The only issue here is most governments are doing it at the same time. Even Germany has gone for deficits. It may be a race to the bottom, but inflation has been expected to run rampant for the last 10 years and with the yoy infation at 1.3% it is currently no where to be found.
 
Mainstream economics is the model that politicians use when they are making a political argument. MMT is what policymakers accept as the way our system is actually set up to work.

Understanding the difference is crucial to understanding why there appears to be such a disconnect between political debate and actual monetary policy. It's dangerous because we push our government to take actions based on the wrong economic reality; and they deny us things we really need in an effort to keep us from wanting too much. Simple things like mental health programs and food for the hungry are somehow controversial for being too expensive; and kayfabe about fictional 'welfare queens' is legion. Funny how when the poor steal to survive we punish all poor people; and when the rich steal for greed we use the theft to prop up their contrite peers to show how unnecessary any other rules might be thanks to all the good things they do. But I digress.

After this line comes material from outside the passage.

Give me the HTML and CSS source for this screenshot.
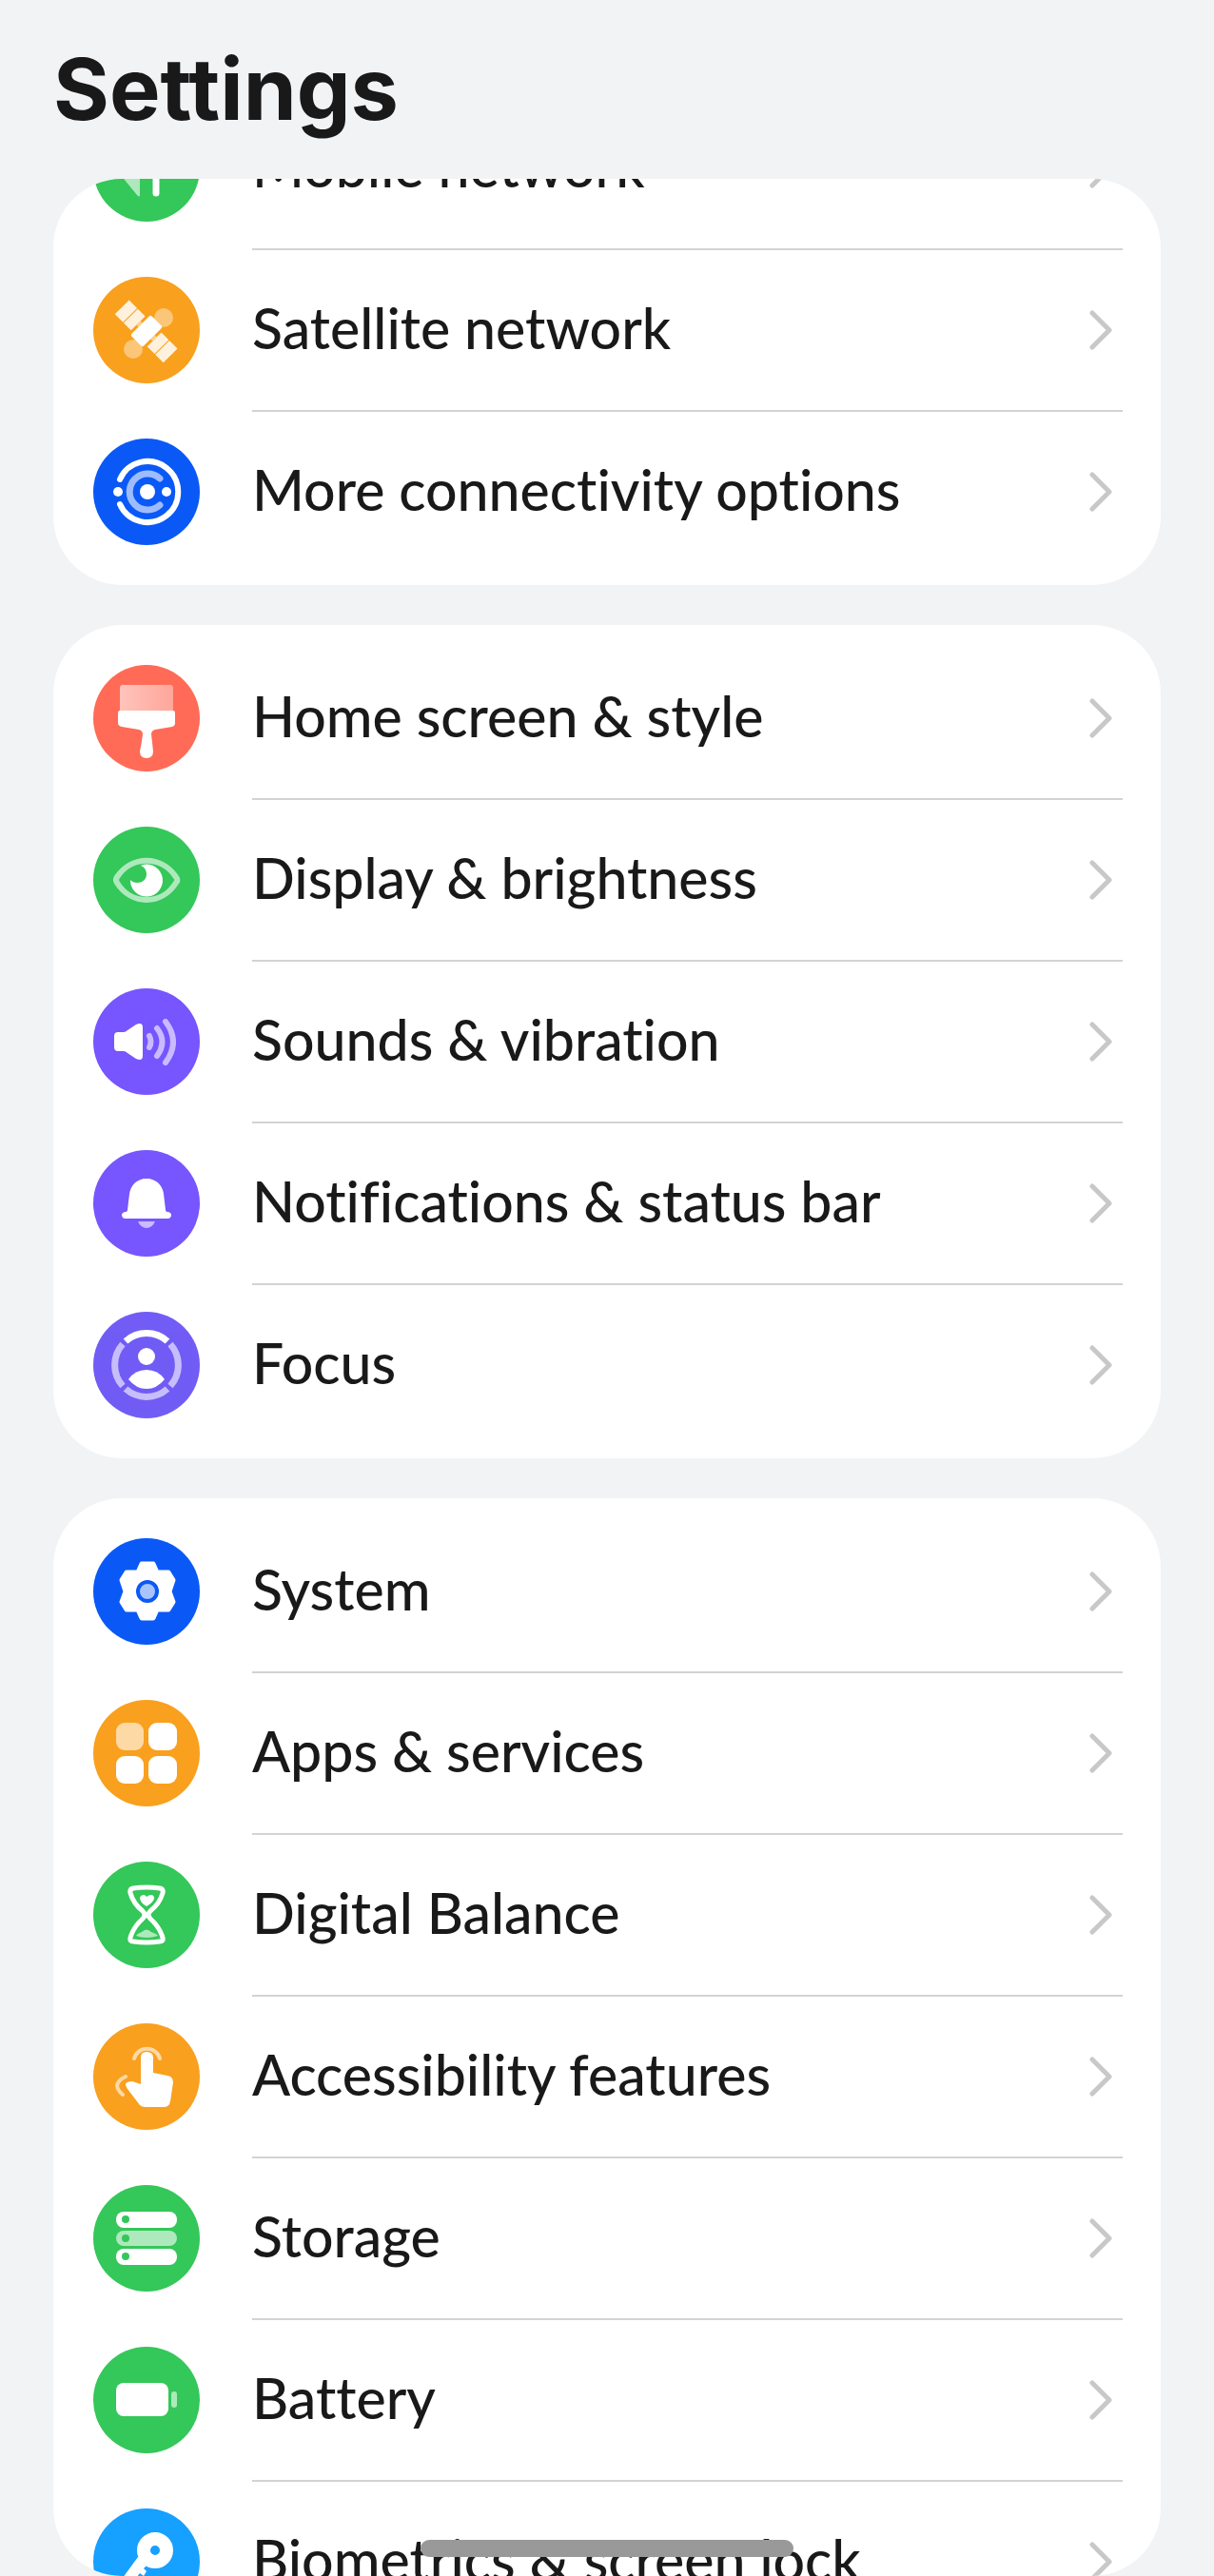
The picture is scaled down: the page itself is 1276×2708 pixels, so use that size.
FILE: index.html
```html
<!DOCTYPE html>
<html lang="en">
<head>
  <meta charset="utf-8">
  <meta name="viewport" content="width=device-width, initial-scale=1">
  <title>Settings</title>
  <link rel="stylesheet" href="styles.css">
</head>
<body>

<svg class="defs" aria-hidden="true">
  <symbol id="chevron" viewBox="0 0 24 42">
    <path d="M3 3 L21 21 L3 39" fill="none" stroke="#c8c8c8" stroke-width="5" stroke-linecap="round" stroke-linejoin="round"/>
  </symbol>
  <linearGradient id="bristle">
    <stop offset="0" stop-color="#fff" stop-opacity=".6"/>
    <stop offset="1" stop-color="#fff" stop-opacity=".4"/>
  </linearGradient>
</svg>

<header class="header">
  <h1>Settings</h1>
</header>

<main class="scroller">
  <div class="list">

    <!-- network -->
    <nav class="card">
      <a class="row" href="#">
        <svg class="icon green" viewBox="0 0 112 112">
          <path class="soft" d="M49 40 V84 Q49 87 46 84 L28 62 Z"/>
          <path class="line" d="M66 28 V82" stroke-width="7"/>
        </svg>
        <span class="body"><span class="label">Mobile network</span><svg class="chevron"><use href="#chevron"/></svg></span>
      </a>
      <a class="row" href="#">
        <svg class="icon orange" viewBox="0 0 112 112">
          <circle cx="74" cy="43" r="10" opacity=".4"/>
          <circle cx="42" cy="76" r="10" opacity=".4"/>
          <g transform="rotate(45 56 57)">
            <rect x="47" y="42" width="18" height="30" rx="2"/>
            <g opacity=".85">
              <rect x="20" y="47" width="12" height="21"/>
              <rect x="33" y="47" width="11" height="21"/>
              <rect x="68" y="47" width="11" height="21"/>
              <rect x="80" y="47" width="12" height="21"/>
            </g>
            <rect x="44" y="54" width="3" height="6" opacity=".5"/>
            <rect x="65" y="54" width="3" height="6" opacity=".5"/>
          </g>
        </svg>
        <span class="body"><span class="label">Satellite network</span><svg class="chevron"><use href="#chevron"/></svg></span>
      </a>
      <a class="row" href="#">
        <svg class="icon blue" viewBox="0 0 112 112">
          <path class="line" d="M28 43 A32 32 0 1 1 28 69" stroke-width="6"/>
          <path class="line" d="M70 42 A19 19 0 1 0 70 70" stroke-width="7" opacity=".6"/>
          <circle cx="57" cy="56" r="8"/>
          <circle cx="26" cy="56" r="5"/>
          <circle cx="77" cy="56" r="5"/>
        </svg>
        <span class="body"><span class="label">More connectivity options</span><svg class="chevron"><use href="#chevron"/></svg></span>
      </a>
    </nav>

    <!-- personalisation -->
    <nav class="card">
      <a class="row" href="#">
        <svg class="icon red" viewBox="0 0 112 112">
          <path fill="url(#bristle)" d="M28 48 V24 Q28 21 31 21 H81 Q84 21 84 24 V48 Z"/>
          <path d="M28 48 H84 Q86 48 86 51 V61 Q86 64 83 65 L65 68 Q61 69 61 73 Q62 81 63 91 Q63 98 56 98 Q49 98 49 91 Q51 81 52 73 Q52 69 48 68 L30 65 Q26 64 26 61 V51 Q26 48 28 48 Z"/>
        </svg>
        <span class="body"><span class="label">Home screen &amp; style</span><svg class="chevron"><use href="#chevron"/></svg></span>
      </a>
      <a class="row" href="#">
        <svg class="icon green" viewBox="0 0 112 112">
          <path class="line" d="M25 53 C40 30 72 30 87 53 Q90 56 87 59 C72 83 40 83 25 59 Q23 56 25 53 Z" stroke-width="6" opacity=".6"/>
          <path d="M52 40 A17 17 0 1 1 39 56 C43 61 56 60 56 50 C56 45 53 42 50 41 Z"/>
        </svg>
        <span class="body"><span class="label">Display &amp; brightness</span><svg class="chevron"><use href="#chevron"/></svg></span>
      </a>
      <a class="row" href="#">
        <svg class="icon violet" viewBox="0 0 112 112">
          <path d="M26 46 H32 Q34 46 36 44 L45 38 Q52 35 52 41 V71 Q52 77 45 74 L36 68 Q34 66 32 66 H26 Q22 66 22 62 V50 Q22 46 26 46 Z"/>
          <g class="line" stroke-width="6" opacity=".6">
            <path d="M59 50 Q62 56 59 62"/>
            <path d="M67 42 Q78 56 67 71"/>
            <path d="M76 35 Q92 56 76 78"/>
          </g>
        </svg>
        <span class="body"><span class="label">Sounds &amp; vibration</span><svg class="chevron"><use href="#chevron"/></svg></span>
      </a>
      <a class="row" href="#">
        <svg class="icon violet" viewBox="0 0 112 112">
          <path d="M56 30 C67 30 73 38 74 46 L76 63 Q76 65 79 65 Q82 66 82 68 Q82 72 78 72 H34 Q30 72 30 68 Q30 66 33 65 Q36 65 36 63 L38 46 C39 38 45 30 56 30 Z"/>
          <path class="soft" d="M47 75 H65 Q62 82 56 82 Q50 82 47 75 Z"/>
        </svg>
        <span class="body"><span class="label">Notifications &amp; status bar</span><svg class="chevron"><use href="#chevron"/></svg></span>
      </a>
      <a class="row" href="#">
        <svg class="icon indigo" viewBox="0 0 112 112">
          <g fill="none" stroke="#fff" stroke-width="7">
            <path d="M34 31 A33 33 0 0 1 78 31"/>
            <g opacity=".6">
              <path d="M81 34 A33 33 0 0 1 81 78"/>
              <path d="M78 81 A33 33 0 0 1 34 81"/>
              <path d="M31 78 A33 33 0 0 1 31 34"/>
            </g>
          </g>
          <circle cx="56" cy="47" r="9"/>
          <path d="M37 71 Q44 61 56 61 Q68 61 75 71 Q67 81 56 81 Q45 81 37 71 Z"/>
        </svg>
        <span class="body"><span class="label">Focus</span><svg class="chevron"><use href="#chevron"/></svg></span>
      </a>
    </nav>

    <!-- device -->
    <nav class="card">
      <a class="row" href="#">
        <svg class="icon blue" viewBox="0 0 112 112">
          <path d="M51 27 H63 L67 36 H79 L84 44 L80 56 L84 67 L79 75 H67 L63 84 H51 L47 75 H35 L30 67 L34 56 L30 44 L35 36 H47 Z" stroke="#fff" stroke-width="5" stroke-linejoin="round"/>
          <circle cx="57" cy="56" r="10" fill="#a9c4fd" stroke="#0a59f7" stroke-width="4"/>
        </svg>
        <span class="body"><span class="label">System</span><svg class="chevron"><use href="#chevron"/></svg></span>
      </a>
      <a class="row" href="#">
        <svg class="icon orange" viewBox="0 0 112 112">
          <rect class="soft" x="24" y="24" width="29" height="29" rx="9"/>
          <rect x="58" y="24" width="30" height="29" rx="9"/>
          <rect x="24" y="59" width="29" height="29" rx="9"/>
          <rect x="58" y="59" width="30" height="29" rx="9"/>
        </svg>
        <span class="body"><span class="label">Apps &amp; services</span><svg class="chevron"><use href="#chevron"/></svg></span>
      </a>
      <a class="row" href="#">
        <svg class="icon green" viewBox="0 0 112 112">
          <path class="line" d="M42 28 Q56 26 70 28 Q74 29 73 33 Q70 44 60 52 Q56 56 60 60 Q70 69 73 80 Q74 84 70 84 Q56 86 42 84 Q38 84 39 80 Q42 69 52 60 Q56 56 52 52 Q42 44 39 33 Q38 29 42 28 Z" stroke-width="5"/>
          <path d="M56 47 Q49 43 49 38 Q50 35 53 35 Q55 35 56 37 Q58 35 61 35 Q64 35 64 39 Q63 43 56 47 Z"/>
          <path class="soft" d="M45 78 Q46 76 51 74 Q56 69 61 74 Q67 76 68 78 Q56 82 45 78 Z"/>
        </svg>
        <span class="body"><span class="label">Digital Balance</span><svg class="chevron"><use href="#chevron"/></svg></span>
      </a>
      <a class="row" href="#">
        <svg class="icon orange" viewBox="0 0 112 112">
          <g class="line" stroke-width="4" opacity=".6">
            <path d="M43 37 A14 14 0 0 1 70 37"/>
            <path d="M34 56 Q18 64 31 75"/>
          </g>
          <path d="M50 36 Q50 30 56 30 Q63 30 63 36 V52 L78 55 Q84 56 84 62 L81 82 Q80 88 74 88 H55 Q51 88 49 86 L36 69 Q32 63 36 62 Q40 60 44 62 L50 64 Z"/>
        </svg>
        <span class="body"><span class="label">Accessibility features</span><svg class="chevron"><use href="#chevron"/></svg></span>
      </a>
      <a class="row" href="#">
        <svg class="icon green" viewBox="0 0 112 112">
          <rect x="24" y="28" width="64" height="17" rx="8"/>
          <rect class="soft" x="24" y="48" width="64" height="16" rx="8"/>
          <rect x="24" y="67" width="64" height="17" rx="8"/>
          <g fill="#34c759">
            <circle cx="34" cy="36" r="4"/>
            <circle cx="34" cy="56" r="4"/>
            <circle cx="34" cy="75" r="4"/>
          </g>
        </svg>
        <span class="body"><span class="label">Storage</span><svg class="chevron"><use href="#chevron"/></svg></span>
      </a>
      <a class="row" href="#">
        <svg class="icon green" viewBox="0 0 112 112">
          <rect x="24" y="38" width="55" height="35" rx="8"/>
          <rect class="soft" x="82" y="47" width="6" height="17" rx="3"/>
        </svg>
        <span class="body"><span class="label">Battery</span><svg class="chevron"><use href="#chevron"/></svg></span>
      </a>
      <a class="row" href="#">
        <svg class="icon sky" viewBox="0 0 112 112">
          <circle cx="65" cy="44" r="12" fill="none" stroke="#fff" stroke-width="14"/>
          <path d="M47 51 L28 77 L36 85 L49 68 L53 71 L56 66 L53 63 L58 58 Z"/>
        </svg>
        <span class="body"><span class="label">Biometrics &amp; screen lock</span><svg class="chevron"><use href="#chevron"/></svg></span>
      </a>
    </nav>

  </div>
</main>

<div class="home-bar"></div>

</body>
</html>
```
FILE: styles.css
```css
*{
box-sizing: border-box;
}
body{
display: flex;
flex-direction: column;
height: 100vh;
margin: 0;
padding: 0 56px;
overflow: hidden;
background-color: #f1f3f5;
color: #191919;
font-family: Lato, "Noto Sans", sans-serif;
font-variant-ligatures: none;
}
.defs{
position: absolute;
width: 0;
height: 0;
}
.header{
display: flex;
flex: none;
align-items: center;
height: 188px;
}
h1{
margin: 0;
font-family: Inter, "Noto Sans", sans-serif;
font-size: 90px;
font-weight: 700;
line-height: 188px;
}
.scroller{
flex: 1;
min-height: 0;
overflow: hidden;
border-radius: 72px;
}
/* list is scrolled past its first row */
.list{
display: flex;
flex-direction: column;
gap: 42px;
margin-top: -109px;
}
.card{
padding: 13px 40px 13px 42px;
border-radius: 72px;
background-color: white;
}
.row{
display: flex;
align-items: center;
gap: 55px;
height: 170px;
color: inherit;
text-decoration: none;
}
.icon{
flex: none;
width: 112px;
height: 112px;
border-radius: 50%;
fill: white;
}
/* the divider straddles the edge between two rows */
.body{
display: flex;
flex: 1;
align-items: center;
justify-content: space-between;
height: 171px;
margin-bottom: -1px;
padding-right: 11px;
border-bottom: 2px solid #d3d3d3;
}
.row:last-child .body{
border-bottom-color: transparent;
}
.label{
padding-bottom: 3px;
font-size: 59px;
font-weight: 500;
line-height: 72px;
white-space: nowrap;
}
.chevron{
flex: none;
width: 24px;
height: 42px;
}
.soft{
opacity: .6;
}
.line{
fill: none;
stroke: white;
stroke-linecap: round;
stroke-linejoin: round;
}
.green{
background-color: #34c759;
}
.orange{
background-color: #f9a01e;
}
.blue{
background-color: #0a59f7;
}
.red{
background-color: #ff6b57;
}
.violet{
background-color: #7755ff;
}
.indigo{
background-color: #715df5;
}
.sky{
background-color: #16a0ff;
}
.home-bar{
position: fixed;
bottom: 20px;
left: 50%;
width: 392px;
height: 18px;
margin-left: -196px;
border-radius: 9px;
background-color: #999;
}
```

The key element in maintaining MMT at full employment is productivity gains. If we become less productive, then the debt becomes unsustainable. That is why productivity gains are so important, and ultimately what is required to keep the balls in the air in a well-functioning economy. If we start to look like we are unreliable debtors who don't have the ability to grow our own economy, then the problems will really start.